*Your task*
Copy each line of the data below with the word "screenshot".

*Records supplied*

+-------+

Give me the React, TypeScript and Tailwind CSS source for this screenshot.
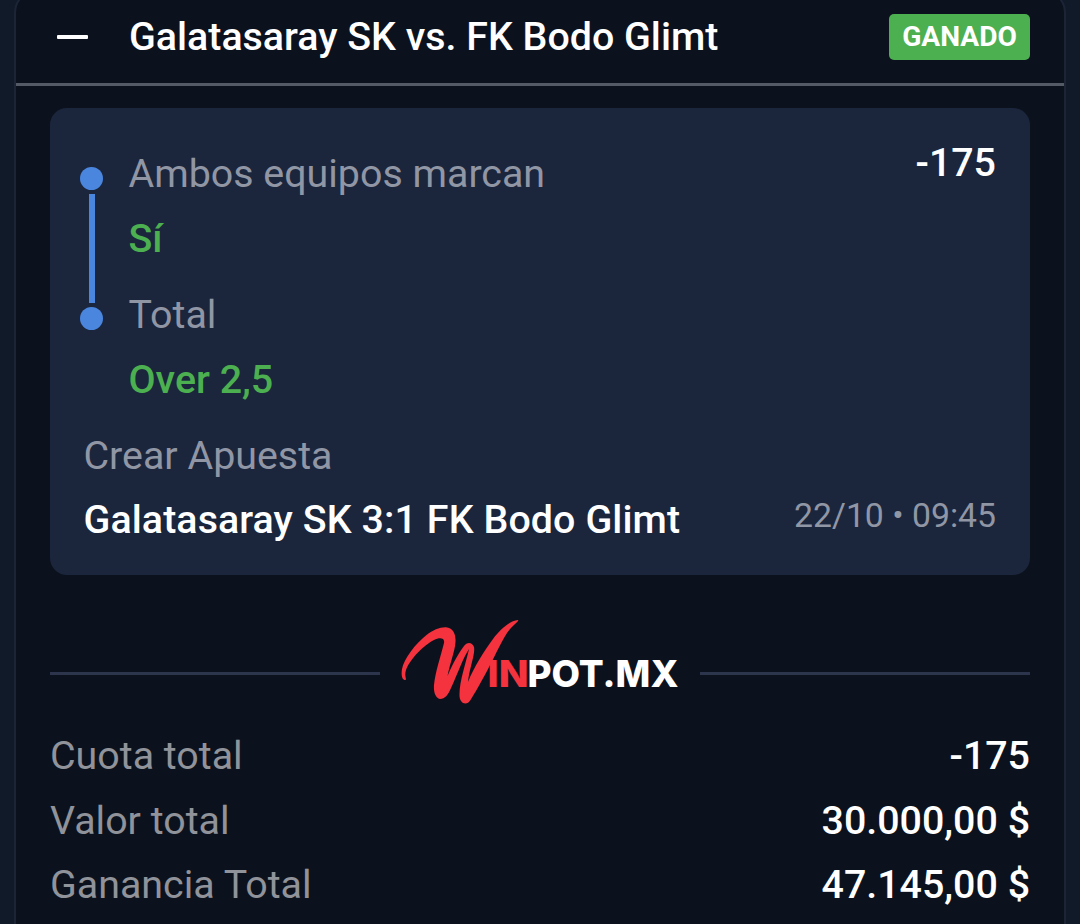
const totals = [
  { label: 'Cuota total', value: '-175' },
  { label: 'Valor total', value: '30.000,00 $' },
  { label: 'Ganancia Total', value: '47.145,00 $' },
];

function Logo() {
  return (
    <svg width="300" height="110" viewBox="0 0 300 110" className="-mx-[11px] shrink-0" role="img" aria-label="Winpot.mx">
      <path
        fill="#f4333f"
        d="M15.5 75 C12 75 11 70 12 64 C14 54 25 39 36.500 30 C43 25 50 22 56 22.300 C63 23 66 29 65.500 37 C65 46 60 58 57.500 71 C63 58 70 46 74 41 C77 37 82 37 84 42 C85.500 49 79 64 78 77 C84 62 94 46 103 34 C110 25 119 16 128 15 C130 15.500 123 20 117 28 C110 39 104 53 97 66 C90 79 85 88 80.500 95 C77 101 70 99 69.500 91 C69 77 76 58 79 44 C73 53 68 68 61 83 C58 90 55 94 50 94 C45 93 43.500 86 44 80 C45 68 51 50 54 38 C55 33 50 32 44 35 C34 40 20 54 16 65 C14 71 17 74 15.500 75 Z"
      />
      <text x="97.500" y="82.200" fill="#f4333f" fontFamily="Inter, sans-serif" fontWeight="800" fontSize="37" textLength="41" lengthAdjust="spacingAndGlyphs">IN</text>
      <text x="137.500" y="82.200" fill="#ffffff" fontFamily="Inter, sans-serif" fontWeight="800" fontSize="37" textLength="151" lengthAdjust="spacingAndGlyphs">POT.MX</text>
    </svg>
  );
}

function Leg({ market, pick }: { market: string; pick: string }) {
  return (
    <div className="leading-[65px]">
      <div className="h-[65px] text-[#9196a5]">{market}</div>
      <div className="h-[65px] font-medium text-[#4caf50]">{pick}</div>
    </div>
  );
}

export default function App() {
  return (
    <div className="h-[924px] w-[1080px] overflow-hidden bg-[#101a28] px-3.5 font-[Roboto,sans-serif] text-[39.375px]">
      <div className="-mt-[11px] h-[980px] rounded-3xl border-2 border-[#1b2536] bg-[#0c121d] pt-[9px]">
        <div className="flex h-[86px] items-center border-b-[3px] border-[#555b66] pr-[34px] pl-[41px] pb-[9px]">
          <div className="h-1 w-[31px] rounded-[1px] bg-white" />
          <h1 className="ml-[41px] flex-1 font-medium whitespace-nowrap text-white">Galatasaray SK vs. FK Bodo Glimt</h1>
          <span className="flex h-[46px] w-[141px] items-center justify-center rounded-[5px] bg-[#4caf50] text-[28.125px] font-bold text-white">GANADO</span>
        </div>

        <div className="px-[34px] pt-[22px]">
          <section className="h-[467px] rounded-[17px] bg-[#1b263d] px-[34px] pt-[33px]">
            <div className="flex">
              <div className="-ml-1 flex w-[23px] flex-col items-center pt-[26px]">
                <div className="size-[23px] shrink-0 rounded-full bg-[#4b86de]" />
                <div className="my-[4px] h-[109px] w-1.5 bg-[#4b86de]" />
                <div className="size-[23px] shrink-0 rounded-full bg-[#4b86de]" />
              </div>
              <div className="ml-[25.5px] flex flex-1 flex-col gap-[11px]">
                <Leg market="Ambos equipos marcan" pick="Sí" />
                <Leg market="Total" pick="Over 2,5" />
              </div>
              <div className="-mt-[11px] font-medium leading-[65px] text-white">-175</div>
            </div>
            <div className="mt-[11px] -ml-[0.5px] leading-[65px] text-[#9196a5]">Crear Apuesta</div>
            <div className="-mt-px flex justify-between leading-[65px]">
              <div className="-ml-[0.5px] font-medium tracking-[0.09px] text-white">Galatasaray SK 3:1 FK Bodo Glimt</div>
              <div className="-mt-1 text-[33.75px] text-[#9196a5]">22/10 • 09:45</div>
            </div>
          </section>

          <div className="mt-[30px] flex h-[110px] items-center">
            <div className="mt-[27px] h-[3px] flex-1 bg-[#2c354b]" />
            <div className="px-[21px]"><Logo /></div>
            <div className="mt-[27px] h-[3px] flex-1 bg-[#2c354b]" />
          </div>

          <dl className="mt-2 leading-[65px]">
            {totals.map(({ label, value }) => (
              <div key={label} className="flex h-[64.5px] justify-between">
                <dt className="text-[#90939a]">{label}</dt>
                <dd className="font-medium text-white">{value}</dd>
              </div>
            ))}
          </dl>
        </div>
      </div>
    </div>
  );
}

+-------+

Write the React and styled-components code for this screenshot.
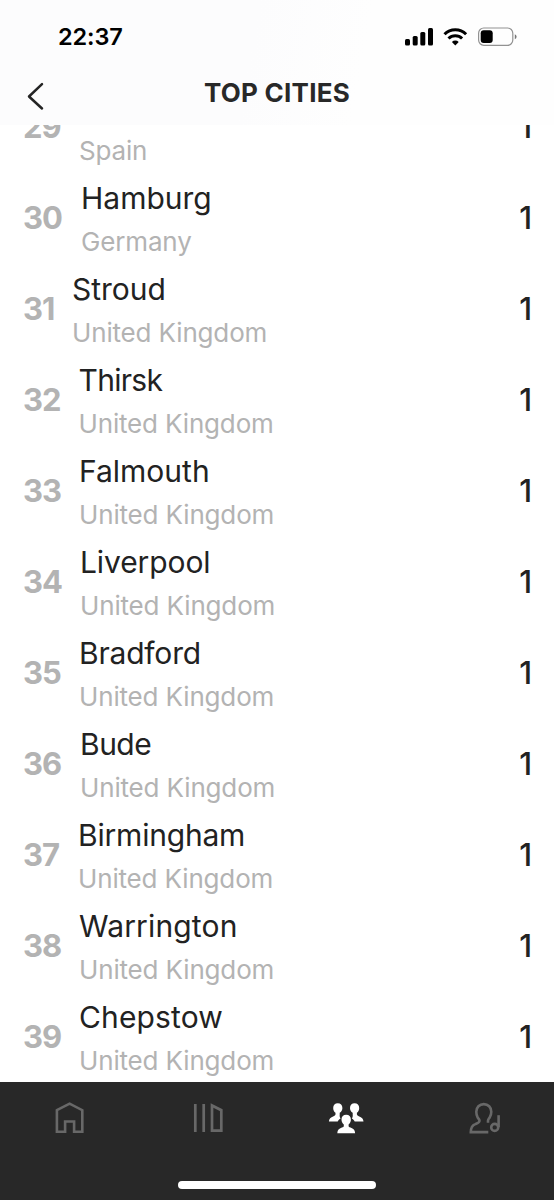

+-------+

*Result of this exercise*
Give me the React, TypeScript and Tailwind CSS source for this screenshot.
Write the React and styled-components code for this screenshot.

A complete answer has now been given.